At 5, she was shipped to Cuba to be raised by her paternal grandmother.

After just one year there, her natural athletic ability caught the attention of the country's coaches. She began running, high jumping and throwing a softball, and she excelled at them all.

"One day one of my friends goes, 'I've got something for you that you might not be able to do,'" she says. "I laughed and said, 'You know, I can do everything.'"

At 14, she tried the triple jump.

"I was like, 'That was hard,'" she says, "I tried it again, and then I told my coach, 'I would like to do that.' I kept working and started getting good and good and good, and I liked it."

A few months before she was to graduate from high school, she was told she was being removed from the national team because she was born in the United States and was considered a threat to defect.

Her athletic career in Cuba was finished, and she was shattered.

To make matters worse, she was removed from school, too.

"It was so hard for me to keep going, but I did," she says. "I thought, 'There's got to be something better than this. I miss my mother. I miss my school. I miss my sport. What am I supposed to do now? I have to keep going.' That was when I decided to come to the United States."

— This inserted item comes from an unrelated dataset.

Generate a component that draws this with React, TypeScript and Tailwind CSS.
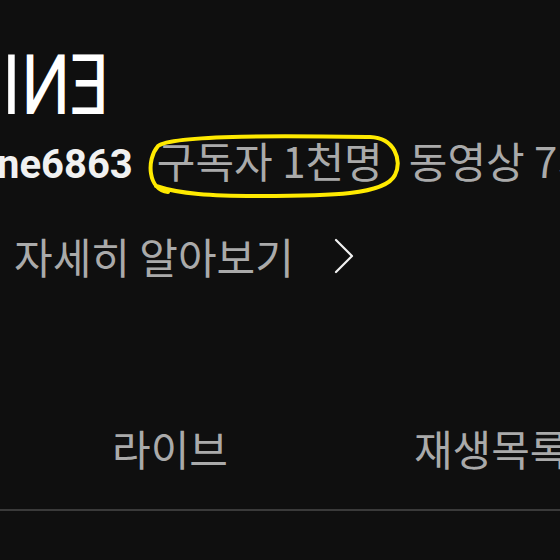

The U.S. section of the Swiss Embassy in Havana lent her money to leave Cuba. After arriving in Tucson in February 2000, it took her five months to finally get a job. To ease the stress, she began running again.

The bus driver was true to his word, and Pena brought Perez to meet John Radspinner, Pima's head track coach.

"She says she used to be a triple jumper," Radspinner remembers. "We told her there's not much we can do, because at that point we thought she was from Cuba, and there's just no way we can get someone from Cuba on our team. But I told her this year she can just work out with us if she wants, and she lit up. She was just so happy."

He asked her what her best mark was. She told him 45 feet, 31/2 inches.

"I'm thinking, 'That ain't right,'" Radspinner says, "because we have a pretty good history of triple jumpers and she's talking four feet past our best ever."

He went home, checked the Internet, and found Perez's mark was just what she said it was. Still, Pima offers scholarships only to Arizonans, and there was no thought of getting her on the college team until one day when she and the coaches were talking in Spanish.

"I think one of the coaches said, 'Wouldn't it be nice if we could put her on scholarship,'" Radspinner says. "I said, 'Nope, she is from Cuba.' Then she said, 'Wait a minute. I was born in Tucson.'

"The next day she brought me this old, yellow Scotch-taped birth certificate all in Spanish from the Tucson Medical Center. That just cleared everything."